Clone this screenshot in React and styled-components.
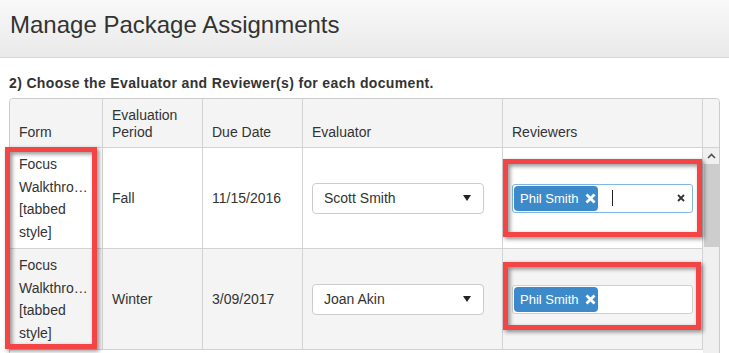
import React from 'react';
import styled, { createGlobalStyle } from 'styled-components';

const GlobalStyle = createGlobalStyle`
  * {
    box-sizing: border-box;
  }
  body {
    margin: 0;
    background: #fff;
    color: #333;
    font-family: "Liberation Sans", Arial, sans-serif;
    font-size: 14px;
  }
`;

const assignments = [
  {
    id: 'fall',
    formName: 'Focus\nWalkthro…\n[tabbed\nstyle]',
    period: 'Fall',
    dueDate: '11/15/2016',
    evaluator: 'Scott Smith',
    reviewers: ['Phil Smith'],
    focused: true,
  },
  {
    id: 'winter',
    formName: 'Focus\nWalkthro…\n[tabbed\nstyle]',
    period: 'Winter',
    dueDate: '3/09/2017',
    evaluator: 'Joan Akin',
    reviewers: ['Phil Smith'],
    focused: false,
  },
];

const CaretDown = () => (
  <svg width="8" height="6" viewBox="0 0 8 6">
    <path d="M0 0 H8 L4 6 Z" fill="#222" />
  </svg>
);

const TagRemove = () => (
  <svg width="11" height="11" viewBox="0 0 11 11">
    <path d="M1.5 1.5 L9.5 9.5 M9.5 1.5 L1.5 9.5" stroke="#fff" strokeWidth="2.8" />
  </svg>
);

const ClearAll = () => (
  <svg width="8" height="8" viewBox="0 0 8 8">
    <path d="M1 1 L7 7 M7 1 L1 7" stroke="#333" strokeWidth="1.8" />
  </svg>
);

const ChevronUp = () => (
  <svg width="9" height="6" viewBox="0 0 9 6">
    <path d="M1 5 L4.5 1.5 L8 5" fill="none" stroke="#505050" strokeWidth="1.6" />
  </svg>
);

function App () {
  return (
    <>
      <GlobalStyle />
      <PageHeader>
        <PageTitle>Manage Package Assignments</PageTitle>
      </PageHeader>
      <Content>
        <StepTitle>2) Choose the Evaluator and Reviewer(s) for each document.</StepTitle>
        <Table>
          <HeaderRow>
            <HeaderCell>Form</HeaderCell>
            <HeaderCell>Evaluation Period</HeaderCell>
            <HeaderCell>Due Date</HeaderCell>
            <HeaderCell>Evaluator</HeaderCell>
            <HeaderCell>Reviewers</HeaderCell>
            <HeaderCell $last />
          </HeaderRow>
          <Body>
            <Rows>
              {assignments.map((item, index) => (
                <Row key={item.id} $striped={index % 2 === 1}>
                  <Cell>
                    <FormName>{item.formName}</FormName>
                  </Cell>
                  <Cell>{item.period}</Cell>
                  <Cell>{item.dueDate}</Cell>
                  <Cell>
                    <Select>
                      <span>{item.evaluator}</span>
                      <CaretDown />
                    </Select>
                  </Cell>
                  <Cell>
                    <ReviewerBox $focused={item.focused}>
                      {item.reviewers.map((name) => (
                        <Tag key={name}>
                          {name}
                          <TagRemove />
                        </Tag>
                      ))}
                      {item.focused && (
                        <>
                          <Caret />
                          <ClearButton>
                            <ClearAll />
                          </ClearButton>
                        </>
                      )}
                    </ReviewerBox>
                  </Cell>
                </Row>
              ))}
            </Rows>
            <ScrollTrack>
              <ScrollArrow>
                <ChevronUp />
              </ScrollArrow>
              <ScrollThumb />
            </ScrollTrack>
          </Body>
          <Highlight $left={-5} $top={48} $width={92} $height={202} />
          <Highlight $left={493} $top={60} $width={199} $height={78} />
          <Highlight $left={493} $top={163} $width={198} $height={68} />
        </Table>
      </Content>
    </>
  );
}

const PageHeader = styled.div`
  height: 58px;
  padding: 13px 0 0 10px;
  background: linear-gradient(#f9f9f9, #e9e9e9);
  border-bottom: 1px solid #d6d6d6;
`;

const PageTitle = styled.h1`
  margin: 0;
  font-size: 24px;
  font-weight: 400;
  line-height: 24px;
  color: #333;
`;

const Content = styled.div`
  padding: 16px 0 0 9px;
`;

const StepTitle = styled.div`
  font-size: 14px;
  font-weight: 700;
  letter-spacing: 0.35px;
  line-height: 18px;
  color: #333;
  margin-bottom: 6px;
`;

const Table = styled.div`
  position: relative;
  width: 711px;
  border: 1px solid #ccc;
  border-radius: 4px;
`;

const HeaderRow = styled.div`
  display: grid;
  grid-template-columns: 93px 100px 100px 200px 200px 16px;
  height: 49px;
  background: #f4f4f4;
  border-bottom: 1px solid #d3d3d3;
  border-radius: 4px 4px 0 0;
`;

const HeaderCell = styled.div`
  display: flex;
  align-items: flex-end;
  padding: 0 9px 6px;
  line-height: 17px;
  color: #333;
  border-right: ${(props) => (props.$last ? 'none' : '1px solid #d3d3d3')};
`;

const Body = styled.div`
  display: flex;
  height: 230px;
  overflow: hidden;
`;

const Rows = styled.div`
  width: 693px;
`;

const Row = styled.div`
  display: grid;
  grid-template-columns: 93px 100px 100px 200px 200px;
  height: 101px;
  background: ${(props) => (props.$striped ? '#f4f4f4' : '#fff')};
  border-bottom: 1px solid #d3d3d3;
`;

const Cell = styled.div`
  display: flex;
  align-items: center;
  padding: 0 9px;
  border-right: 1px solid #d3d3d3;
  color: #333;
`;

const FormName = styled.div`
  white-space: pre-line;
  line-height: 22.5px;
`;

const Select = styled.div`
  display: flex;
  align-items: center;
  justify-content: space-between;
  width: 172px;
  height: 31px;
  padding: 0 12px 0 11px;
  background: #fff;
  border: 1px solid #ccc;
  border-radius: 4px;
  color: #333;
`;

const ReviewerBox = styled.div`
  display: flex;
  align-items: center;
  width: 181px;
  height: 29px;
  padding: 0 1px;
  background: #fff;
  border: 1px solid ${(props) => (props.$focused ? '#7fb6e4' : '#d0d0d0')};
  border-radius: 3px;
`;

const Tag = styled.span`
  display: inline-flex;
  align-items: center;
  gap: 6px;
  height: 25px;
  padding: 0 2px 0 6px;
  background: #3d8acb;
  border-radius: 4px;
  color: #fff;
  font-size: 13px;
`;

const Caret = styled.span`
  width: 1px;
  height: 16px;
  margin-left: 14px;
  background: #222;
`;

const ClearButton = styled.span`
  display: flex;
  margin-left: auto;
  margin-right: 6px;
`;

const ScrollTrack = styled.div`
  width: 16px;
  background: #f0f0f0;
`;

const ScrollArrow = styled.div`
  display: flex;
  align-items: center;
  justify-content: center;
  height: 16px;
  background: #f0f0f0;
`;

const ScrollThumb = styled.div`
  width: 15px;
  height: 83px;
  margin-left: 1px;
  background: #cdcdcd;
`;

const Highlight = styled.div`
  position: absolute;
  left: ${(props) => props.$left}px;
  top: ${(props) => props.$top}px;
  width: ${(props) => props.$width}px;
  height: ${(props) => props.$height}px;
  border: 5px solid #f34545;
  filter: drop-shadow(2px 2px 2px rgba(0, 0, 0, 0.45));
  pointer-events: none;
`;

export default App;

→ Task directions: Extract each line from the listing that holds the word "React".

→ Exercise output:
Clone this screenshot in React and styled-components.
import React from 'react';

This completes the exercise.